# Work to be completed:
Copy the lines below as they are; omit the images they contain.

# Given data:
++++++++++++++++++++

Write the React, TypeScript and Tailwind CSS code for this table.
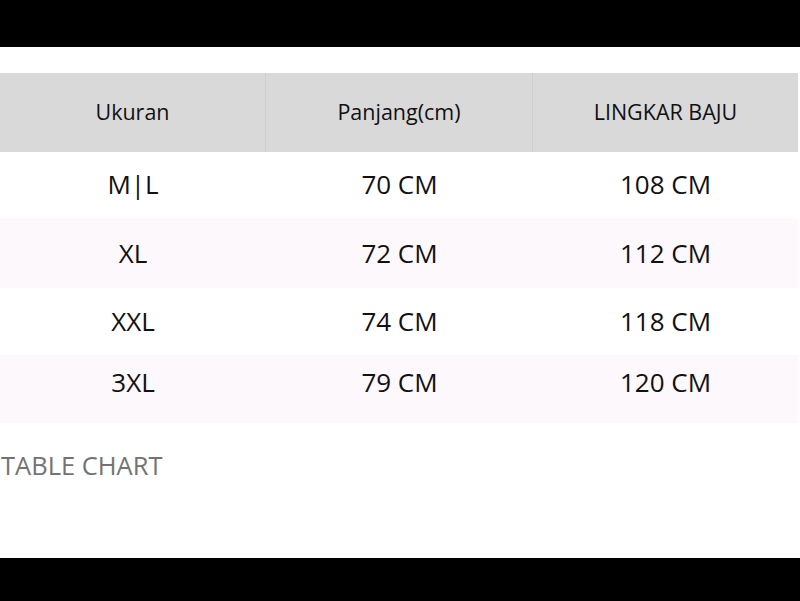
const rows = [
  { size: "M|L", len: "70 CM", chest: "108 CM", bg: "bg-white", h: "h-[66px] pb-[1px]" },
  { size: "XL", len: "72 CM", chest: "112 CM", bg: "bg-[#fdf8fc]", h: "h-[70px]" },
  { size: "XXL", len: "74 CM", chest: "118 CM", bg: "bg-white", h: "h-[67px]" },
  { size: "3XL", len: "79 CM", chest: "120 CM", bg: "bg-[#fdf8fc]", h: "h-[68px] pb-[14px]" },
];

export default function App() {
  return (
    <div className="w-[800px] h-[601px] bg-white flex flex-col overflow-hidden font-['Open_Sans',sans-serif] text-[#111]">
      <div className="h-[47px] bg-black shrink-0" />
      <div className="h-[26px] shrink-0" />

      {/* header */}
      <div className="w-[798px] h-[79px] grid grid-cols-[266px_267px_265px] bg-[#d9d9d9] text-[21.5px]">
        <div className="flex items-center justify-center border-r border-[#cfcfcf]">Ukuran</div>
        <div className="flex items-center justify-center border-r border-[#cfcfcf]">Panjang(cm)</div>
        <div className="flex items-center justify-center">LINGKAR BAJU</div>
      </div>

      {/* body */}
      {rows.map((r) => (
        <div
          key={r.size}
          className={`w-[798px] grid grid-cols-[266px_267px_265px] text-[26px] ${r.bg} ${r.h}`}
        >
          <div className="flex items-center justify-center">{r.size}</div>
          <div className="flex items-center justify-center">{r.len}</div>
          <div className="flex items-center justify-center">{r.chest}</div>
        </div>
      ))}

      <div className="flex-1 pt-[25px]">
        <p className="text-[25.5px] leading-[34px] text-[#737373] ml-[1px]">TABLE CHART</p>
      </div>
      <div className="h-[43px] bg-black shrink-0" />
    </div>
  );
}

++++++++++++++++++++

# The solution:
Write the React, TypeScript and Tailwind CSS code for this table.
const rows = [
  { size: "M|L", len: "70 CM", chest: "108 CM", bg: "bg-white", h: "h-[66px] pb-[1px]" },
  { size: "XL", len: "72 CM", chest: "112 CM", bg: "bg-[#fdf8fc]", h: "h-[70px]" },
  { size: "XXL", len: "74 CM", chest: "118 CM", bg: "bg-white", h: "h-[67px]" },
  { size: "3XL", len: "79 CM", chest: "120 CM", bg: "bg-[#fdf8fc]", h: "h-[68px] pb-[14px]" },
];

export default function App() {
  return (
    <div className="w-[800px] h-[601px] bg-white flex flex-col overflow-hidden font-['Open_Sans',sans-serif] text-[#111]">
      <div className="h-[47px] bg-black shrink-0" />
      <div className="h-[26px] shrink-0" />

      {/* header */}
      <div className="w-[798px] h-[79px] grid grid-cols-[266px_267px_265px] bg-[#d9d9d9] text-[21.5px]">
        <div className="flex items-center justify-center border-r border-[#cfcfcf]">Ukuran</div>
        <div className="flex items-center justify-center border-r border-[#cfcfcf]">Panjang(cm)</div>
        <div className="flex items-center justify-center">LINGKAR BAJU</div>
      </div>

      {/* body */}
      {rows.map((r) => (
        <div
          key={r.size}
          className={`w-[798px] grid grid-cols-[266px_267px_265px] text-[26px] ${r.bg} ${r.h}`}
        >
          <div className="flex items-center justify-center">{r.size}</div>
          <div className="flex items-center justify-center">{r.len}</div>
          <div className="flex items-center justify-center">{r.chest}</div>
        </div>
      ))}

      <div className="flex-1 pt-[25px]">
        <p className="text-[25.5px] leading-[34px] text-[#737373] ml-[1px]">TABLE CHART</p>
      </div>
      <div className="h-[43px] bg-black shrink-0" />
    </div>
  );
}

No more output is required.